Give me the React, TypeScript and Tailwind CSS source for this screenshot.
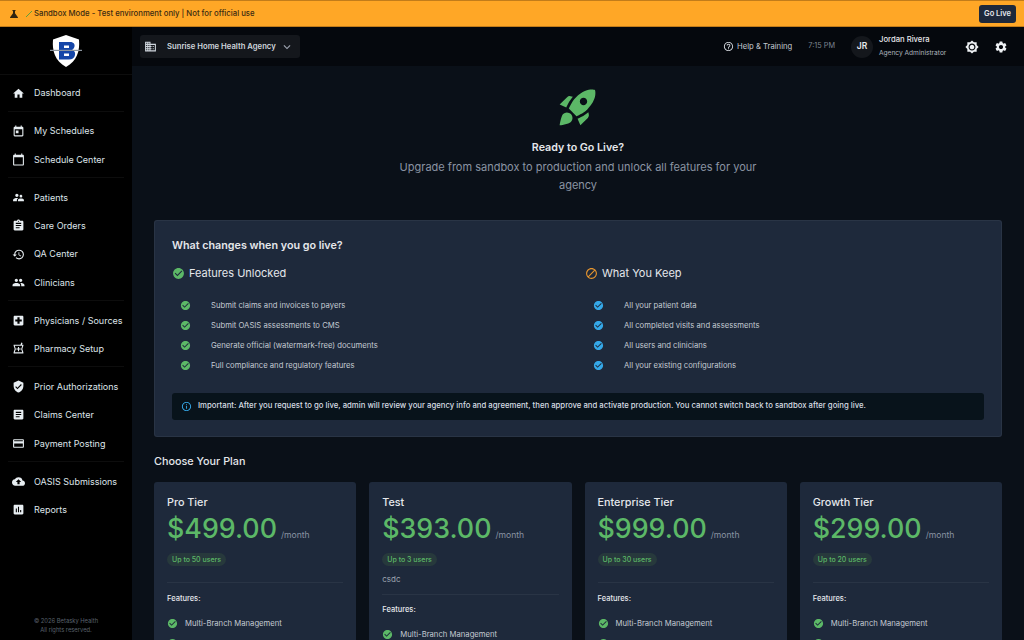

■ ■ ■

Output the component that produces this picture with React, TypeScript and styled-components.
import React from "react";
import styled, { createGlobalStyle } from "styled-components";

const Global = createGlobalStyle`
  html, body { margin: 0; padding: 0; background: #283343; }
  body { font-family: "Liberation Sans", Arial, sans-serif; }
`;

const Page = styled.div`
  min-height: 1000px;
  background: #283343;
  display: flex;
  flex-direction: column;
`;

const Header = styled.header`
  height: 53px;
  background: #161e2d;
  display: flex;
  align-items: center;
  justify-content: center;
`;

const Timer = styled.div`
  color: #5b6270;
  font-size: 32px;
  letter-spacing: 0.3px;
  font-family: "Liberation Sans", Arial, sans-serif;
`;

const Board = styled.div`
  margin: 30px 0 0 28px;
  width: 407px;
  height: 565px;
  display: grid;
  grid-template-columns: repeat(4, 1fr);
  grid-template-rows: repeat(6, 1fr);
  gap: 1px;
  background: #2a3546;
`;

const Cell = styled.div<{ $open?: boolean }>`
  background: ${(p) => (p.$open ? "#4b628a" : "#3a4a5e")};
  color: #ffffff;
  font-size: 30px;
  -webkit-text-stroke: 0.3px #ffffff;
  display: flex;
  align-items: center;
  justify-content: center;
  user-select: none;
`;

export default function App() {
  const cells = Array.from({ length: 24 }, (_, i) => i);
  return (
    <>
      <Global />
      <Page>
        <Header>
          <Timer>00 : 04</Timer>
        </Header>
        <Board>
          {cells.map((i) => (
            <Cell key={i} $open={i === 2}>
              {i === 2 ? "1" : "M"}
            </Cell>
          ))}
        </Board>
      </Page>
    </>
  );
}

■ ■ ■

→ **EXERCISE**:
Write only the number of lines in the data above that include "React".

→ **COMPLETED TASK**:
3